What to work on: Present each line of the entries below that holds the word "TypeScript".

Provided information:

=-=-=

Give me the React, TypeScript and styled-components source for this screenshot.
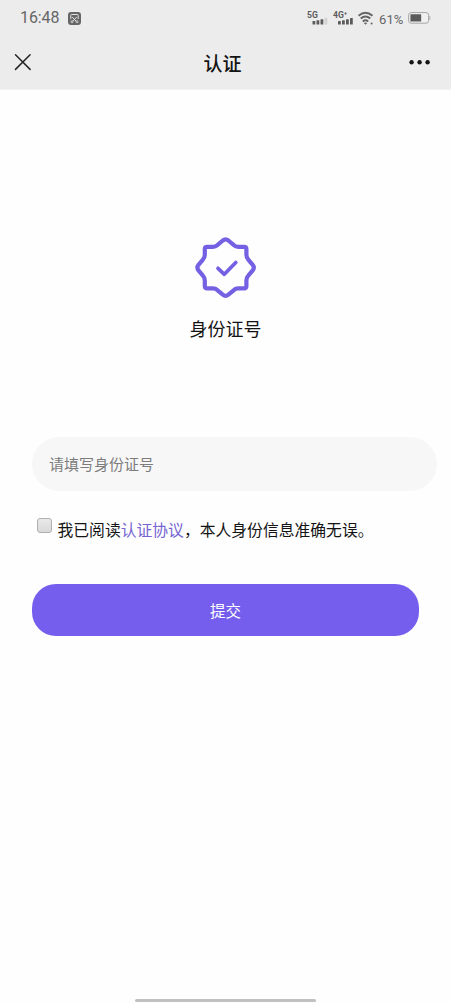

=-=-=

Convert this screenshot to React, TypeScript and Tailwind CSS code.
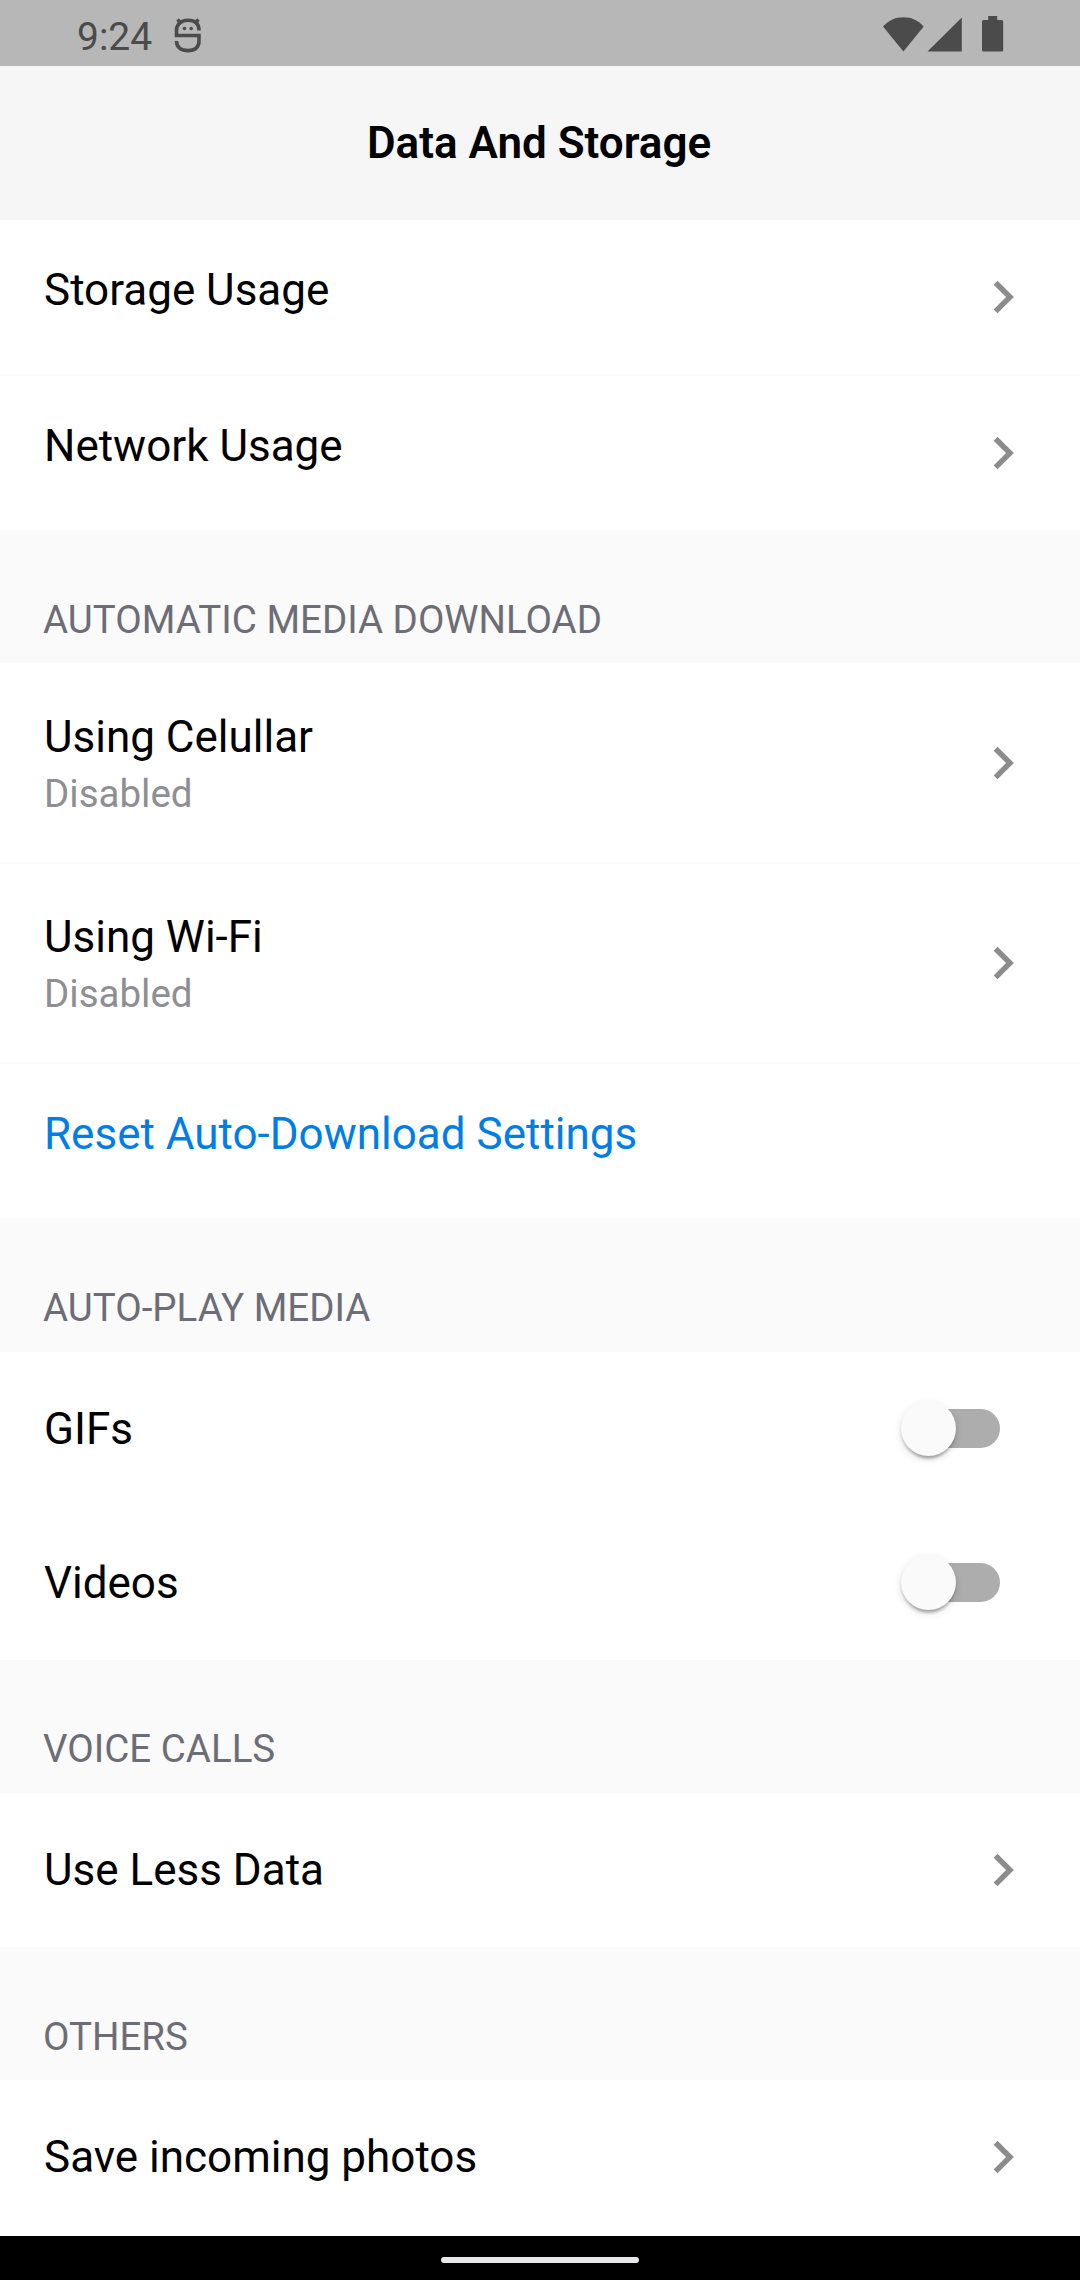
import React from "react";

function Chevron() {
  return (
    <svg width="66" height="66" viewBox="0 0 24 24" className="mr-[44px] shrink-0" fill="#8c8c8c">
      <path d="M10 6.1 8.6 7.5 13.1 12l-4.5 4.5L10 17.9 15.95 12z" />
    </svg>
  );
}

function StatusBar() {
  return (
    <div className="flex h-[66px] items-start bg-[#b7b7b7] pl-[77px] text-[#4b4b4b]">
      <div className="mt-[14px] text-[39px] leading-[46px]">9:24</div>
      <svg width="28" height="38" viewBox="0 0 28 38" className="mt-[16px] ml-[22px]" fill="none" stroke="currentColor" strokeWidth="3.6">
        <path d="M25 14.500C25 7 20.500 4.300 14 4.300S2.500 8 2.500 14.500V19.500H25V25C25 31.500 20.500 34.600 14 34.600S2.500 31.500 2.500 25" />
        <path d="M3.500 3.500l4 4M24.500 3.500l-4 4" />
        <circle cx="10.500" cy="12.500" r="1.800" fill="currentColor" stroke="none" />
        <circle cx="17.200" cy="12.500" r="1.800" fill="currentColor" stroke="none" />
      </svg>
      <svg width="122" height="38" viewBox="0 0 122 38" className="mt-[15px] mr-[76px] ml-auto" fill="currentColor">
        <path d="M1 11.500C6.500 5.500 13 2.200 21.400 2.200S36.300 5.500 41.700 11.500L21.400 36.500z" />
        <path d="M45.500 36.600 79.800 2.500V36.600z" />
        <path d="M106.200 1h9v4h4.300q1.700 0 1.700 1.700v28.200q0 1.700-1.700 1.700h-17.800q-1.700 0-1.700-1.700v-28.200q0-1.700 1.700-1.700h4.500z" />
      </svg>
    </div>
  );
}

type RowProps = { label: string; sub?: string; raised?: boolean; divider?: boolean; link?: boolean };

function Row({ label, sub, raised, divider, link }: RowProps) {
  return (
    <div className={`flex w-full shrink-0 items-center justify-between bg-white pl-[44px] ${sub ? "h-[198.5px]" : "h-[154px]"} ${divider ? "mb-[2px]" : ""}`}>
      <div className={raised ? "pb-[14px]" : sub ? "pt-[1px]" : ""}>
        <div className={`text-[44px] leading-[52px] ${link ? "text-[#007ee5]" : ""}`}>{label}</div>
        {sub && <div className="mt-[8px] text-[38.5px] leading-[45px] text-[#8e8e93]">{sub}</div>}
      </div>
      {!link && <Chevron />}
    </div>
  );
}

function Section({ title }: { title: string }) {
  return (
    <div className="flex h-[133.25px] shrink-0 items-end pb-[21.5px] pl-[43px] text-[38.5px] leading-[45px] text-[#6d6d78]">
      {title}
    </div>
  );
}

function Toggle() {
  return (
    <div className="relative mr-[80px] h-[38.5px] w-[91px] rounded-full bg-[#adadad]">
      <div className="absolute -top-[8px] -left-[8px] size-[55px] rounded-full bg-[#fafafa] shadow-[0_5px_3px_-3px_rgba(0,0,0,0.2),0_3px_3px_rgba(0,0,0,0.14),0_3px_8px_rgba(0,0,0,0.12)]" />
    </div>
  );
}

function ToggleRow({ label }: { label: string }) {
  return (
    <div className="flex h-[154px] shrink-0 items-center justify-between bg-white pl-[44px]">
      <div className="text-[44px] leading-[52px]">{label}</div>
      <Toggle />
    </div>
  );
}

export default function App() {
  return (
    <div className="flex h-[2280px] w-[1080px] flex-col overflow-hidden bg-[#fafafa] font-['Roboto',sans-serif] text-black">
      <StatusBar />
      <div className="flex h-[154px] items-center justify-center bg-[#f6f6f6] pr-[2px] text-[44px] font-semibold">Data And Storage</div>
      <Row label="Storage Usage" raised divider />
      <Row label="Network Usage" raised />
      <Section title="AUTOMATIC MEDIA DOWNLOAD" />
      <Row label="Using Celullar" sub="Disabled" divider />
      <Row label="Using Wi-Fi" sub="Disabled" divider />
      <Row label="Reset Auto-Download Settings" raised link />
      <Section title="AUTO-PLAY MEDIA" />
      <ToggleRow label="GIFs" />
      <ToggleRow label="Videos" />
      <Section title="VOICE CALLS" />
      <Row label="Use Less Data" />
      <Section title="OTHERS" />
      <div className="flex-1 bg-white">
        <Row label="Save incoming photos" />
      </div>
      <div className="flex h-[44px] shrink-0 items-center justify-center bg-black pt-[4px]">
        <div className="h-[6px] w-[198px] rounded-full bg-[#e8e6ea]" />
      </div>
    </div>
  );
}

=-=-=

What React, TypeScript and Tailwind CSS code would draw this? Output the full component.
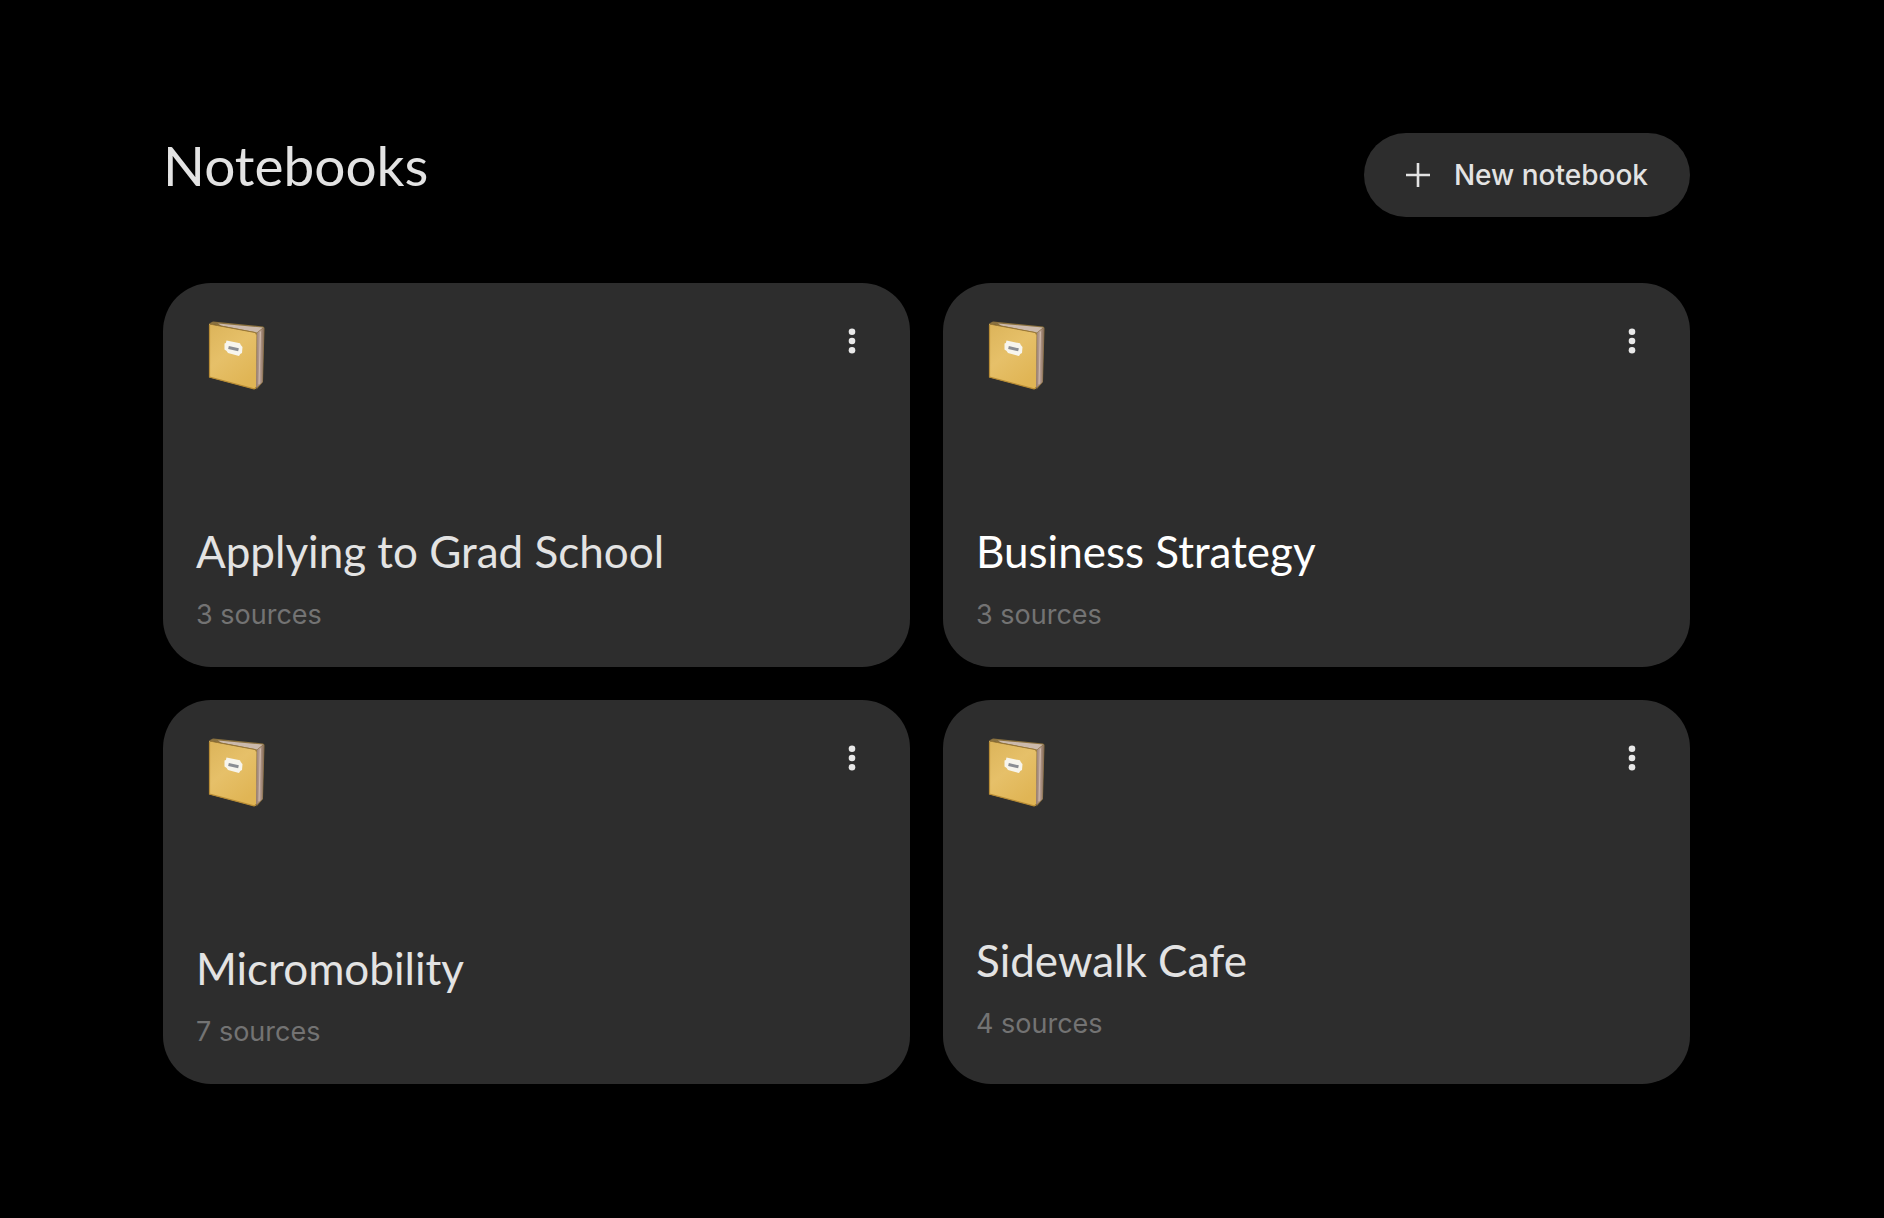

=-=-=

Correct response:
Give me the React, TypeScript and styled-components source for this screenshot.
Convert this screenshot to React, TypeScript and Tailwind CSS code.
What React, TypeScript and Tailwind CSS code would draw this? Output the full component.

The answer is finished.